Recorded information.
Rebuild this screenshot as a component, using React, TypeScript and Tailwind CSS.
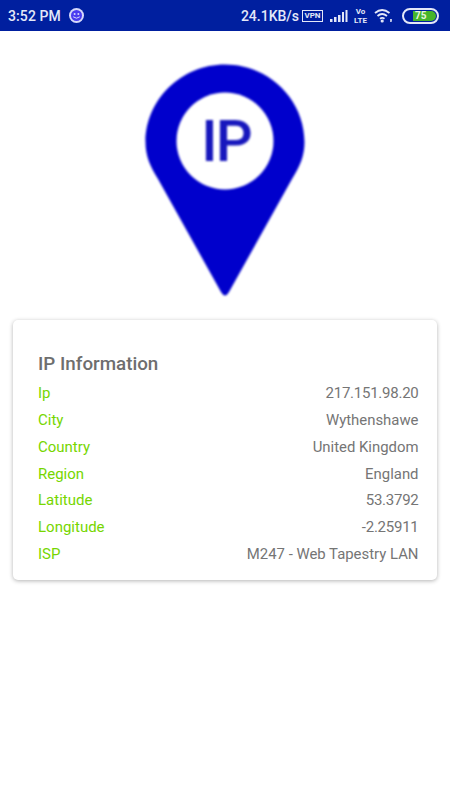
import { Fragment } from "react";

const rows = [
  { label: "Ip", value: "217.151.98.20", numeric: true },
  { label: "City", value: "Wythenshawe" },
  { label: "Country", value: "United Kingdom" },
  { label: "Region", value: "England" },
  { label: "Latitude", value: "53.3792", numeric: true },
  { label: "Longitude", value: "-2.25911", numeric: true },
  { label: "ISP", value: "M247 - Web Tapestry LAN" },
];

const StatusBar = () => (
  <div className="h-[31px] bg-[#001f9f] flex items-center text-[#e4e8f8] font-medium pl-[8px] pr-[11px] shrink-0">
    <span className="text-[14px] leading-none tracking-[0.1px]">3:52 PM</span>
    {/* notification face */}
    <svg width="17" height="17" viewBox="0 0 17 17" className="ml-[7px] blur-[0.4px]">
      <circle cx="8.500" cy="8.500" r="7.500" fill="#d5d8fa" />
      <circle cx="8.500" cy="8.500" r="5.500" fill="#4a3bf0" />
      <circle cx="6.600" cy="7" r="1" fill="#d5d8fa" />
      <circle cx="10.400" cy="7" r="1" fill="#d5d8fa" />
      <path d="M5.200 9.800 Q8.500 12.600 11.800 9.800" stroke="#d5d8fa" strokeWidth="1" fill="none" />
    </svg>

    <span className="ml-auto text-[14px] leading-none">24.1KB/s</span>
    {/* vpn */}
    <span className="ml-[3px] w-[21px] h-[12px] border border-[#e4e8f8] text-[8px] leading-[10px] text-center font-bold">VPN</span>
    {/* signal */}
    <svg width="18" height="14" viewBox="0 0 18 14" className="ml-[7px]" fill="#e4e8f8">
      <rect x="0" y="10" width="2.500" height="3" />
      <rect x="4" y="8" width="2.500" height="5" />
      <rect x="8" y="6" width="2.500" height="7" />
      <rect x="12" y="3" width="2" height="10" />
      <rect x="15.500" y="1" width="2" height="12" />
    </svg>
    {/* volte */}
    <div className="ml-[5px] w-[15px] flex flex-col items-center text-[8px] leading-[9px] font-bold">
      <span>Vo</span>
      <span>LTE</span>
    </div>
    {/* wifi */}
    <svg width="19" height="15" viewBox="0 0 19 15" className="ml-[6px]" fill="none" stroke="#e4e8f8" strokeWidth="1.800">
      <path d="M1 5 Q8 -1 15.500 5" />
      <path d="M3.500 8 Q8 4 13 8" />
      <path d="M6 10.800 Q8.200 9 10.500 10.800" />
      <circle cx="8.200" cy="13" r="0.700" fill="#e4e8f8" />
      <rect x="16.500" y="11.500" width="1" height="2" strokeWidth="0.800" />
    </svg>
    {/* battery */}
    <div className="ml-[9px] w-[37px] h-[16px] rounded-full border-2 border-[#e4e8f8] flex items-center pl-[9px] pr-[1px]">
      <div className="h-[10px] w-full bg-[#46b52a] rounded-r-full text-[10px] leading-[10px] font-bold text-[#e8f5e0] pl-[2px]">75</div>
    </div>
  </div>
);

const Pin = () => (
  <svg width="160" height="234" viewBox="0 0 160 234" className="block blur-[0.8px]">
    <path
      d="M80 0.500 C36 0.500 0.500 36 0.500 78 C0.500 92 5 102 13 115 L76 228 Q80 235 84 228 L147 115 C155 102 159.500 92 159.500 78 C159.500 36 124 0.500 80 0.500 Z"
      fill="#0000cc"
    />
    <circle cx="80" cy="77" r="48.500" fill="#fff" />
    <text
      x="81"
      y="97"
      textAnchor="middle"
      fontSize="58"
      fontWeight="500"
      letterSpacing="-2"
      fill="#1717bd"
      fontFamily="Roboto, sans-serif"
    >
      IP
    </text>
  </svg>
);

export default function App() {
  return (
    <div className="w-[450px] h-[800px] bg-white flex flex-col font-['Roboto',sans-serif]">
      <StatusBar />
      <div className="flex justify-center pt-[33px]">
        <Pin />
      </div>

      {/* Info card */}
      <div className="mx-[13px] mt-[22px] h-[260px] bg-white rounded-[5px] shadow-[0_1px_4px_rgba(0,0,0,0.3)] pl-[25px] pr-[18.500px] pt-[33px]">
        <h2 className="text-[18.800px] leading-[22px] font-medium text-[#6e6e6e] mb-[5px]">IP Information</h2>
        <div className="grid grid-cols-[auto_1fr] auto-rows-[26.830px] items-center text-[15px]">
          {rows.map((row) => (
            <Fragment key={row.label}>
              <span className="text-[#76d600]">{row.label}</span>
              <span className={row.numeric ? "text-right text-[#757575] tracking-[-0.25px]" : "text-right text-[#757575] text-[14.900px]"}>
                {row.value}
              </span>
            </Fragment>
          ))}
        </div>
      </div>
    </div>
  );
}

Stated exercise.
In the copy, include no pictures; restate the listing above exactly.

Written reply.
Rebuild this screenshot as a component, using React, TypeScript and Tailwind CSS.
import { Fragment } from "react";

const rows = [
  { label: "Ip", value: "217.151.98.20", numeric: true },
  { label: "City", value: "Wythenshawe" },
  { label: "Country", value: "United Kingdom" },
  { label: "Region", value: "England" },
  { label: "Latitude", value: "53.3792", numeric: true },
  { label: "Longitude", value: "-2.25911", numeric: true },
  { label: "ISP", value: "M247 - Web Tapestry LAN" },
];

const StatusBar = () => (
  <div className="h-[31px] bg-[#001f9f] flex items-center text-[#e4e8f8] font-medium pl-[8px] pr-[11px] shrink-0">
    <span className="text-[14px] leading-none tracking-[0.1px]">3:52 PM</span>
    {/* notification face */}
    <svg width="17" height="17" viewBox="0 0 17 17" className="ml-[7px] blur-[0.4px]">
      <circle cx="8.500" cy="8.500" r="7.500" fill="#d5d8fa" />
      <circle cx="8.500" cy="8.500" r="5.500" fill="#4a3bf0" />
      <circle cx="6.600" cy="7" r="1" fill="#d5d8fa" />
      <circle cx="10.400" cy="7" r="1" fill="#d5d8fa" />
      <path d="M5.200 9.800 Q8.500 12.600 11.800 9.800" stroke="#d5d8fa" strokeWidth="1" fill="none" />
    </svg>

    <span className="ml-auto text-[14px] leading-none">24.1KB/s</span>
    {/* vpn */}
    <span className="ml-[3px] w-[21px] h-[12px] border border-[#e4e8f8] text-[8px] leading-[10px] text-center font-bold">VPN</span>
    {/* signal */}
    <svg width="18" height="14" viewBox="0 0 18 14" className="ml-[7px]" fill="#e4e8f8">
      <rect x="0" y="10" width="2.500" height="3" />
      <rect x="4" y="8" width="2.500" height="5" />
      <rect x="8" y="6" width="2.500" height="7" />
      <rect x="12" y="3" width="2" height="10" />
      <rect x="15.500" y="1" width="2" height="12" />
    </svg>
    {/* volte */}
    <div className="ml-[5px] w-[15px] flex flex-col items-center text-[8px] leading-[9px] font-bold">
      <span>Vo</span>
      <span>LTE</span>
    </div>
    {/* wifi */}
    <svg width="19" height="15" viewBox="0 0 19 15" className="ml-[6px]" fill="none" stroke="#e4e8f8" strokeWidth="1.800">
      <path d="M1 5 Q8 -1 15.500 5" />
      <path d="M3.500 8 Q8 4 13 8" />
      <path d="M6 10.800 Q8.200 9 10.500 10.800" />
      <circle cx="8.200" cy="13" r="0.700" fill="#e4e8f8" />
      <rect x="16.500" y="11.500" width="1" height="2" strokeWidth="0.800" />
    </svg>
    {/* battery */}
    <div className="ml-[9px] w-[37px] h-[16px] rounded-full border-2 border-[#e4e8f8] flex items-center pl-[9px] pr-[1px]">
      <div className="h-[10px] w-full bg-[#46b52a] rounded-r-full text-[10px] leading-[10px] font-bold text-[#e8f5e0] pl-[2px]">75</div>
    </div>
  </div>
);

const Pin = () => (
  <svg width="160" height="234" viewBox="0 0 160 234" className="block blur-[0.8px]">
    <path
      d="M80 0.500 C36 0.500 0.500 36 0.500 78 C0.500 92 5 102 13 115 L76 228 Q80 235 84 228 L147 115 C155 102 159.500 92 159.500 78 C159.500 36 124 0.500 80 0.500 Z"
      fill="#0000cc"
    />
    <circle cx="80" cy="77" r="48.500" fill="#fff" />
    <text
      x="81"
      y="97"
      textAnchor="middle"
      fontSize="58"
      fontWeight="500"
      letterSpacing="-2"
      fill="#1717bd"
      fontFamily="Roboto, sans-serif"
    >
      IP
    </text>
  </svg>
);

export default function App() {
  return (
    <div className="w-[450px] h-[800px] bg-white flex flex-col font-['Roboto',sans-serif]">
      <StatusBar />
      <div className="flex justify-center pt-[33px]">
        <Pin />
      </div>

      {/* Info card */}
      <div className="mx-[13px] mt-[22px] h-[260px] bg-white rounded-[5px] shadow-[0_1px_4px_rgba(0,0,0,0.3)] pl-[25px] pr-[18.500px] pt-[33px]">
        <h2 className="text-[18.800px] leading-[22px] font-medium text-[#6e6e6e] mb-[5px]">IP Information</h2>
        <div className="grid grid-cols-[auto_1fr] auto-rows-[26.830px] items-center text-[15px]">
          {rows.map((row) => (
            <Fragment key={row.label}>
              <span className="text-[#76d600]">{row.label}</span>
              <span className={row.numeric ? "text-right text-[#757575] tracking-[-0.25px]" : "text-right text-[#757575] text-[14.900px]"}>
                {row.value}
              </span>
            </Fragment>
          ))}
        </div>
      </div>
    </div>
  );
}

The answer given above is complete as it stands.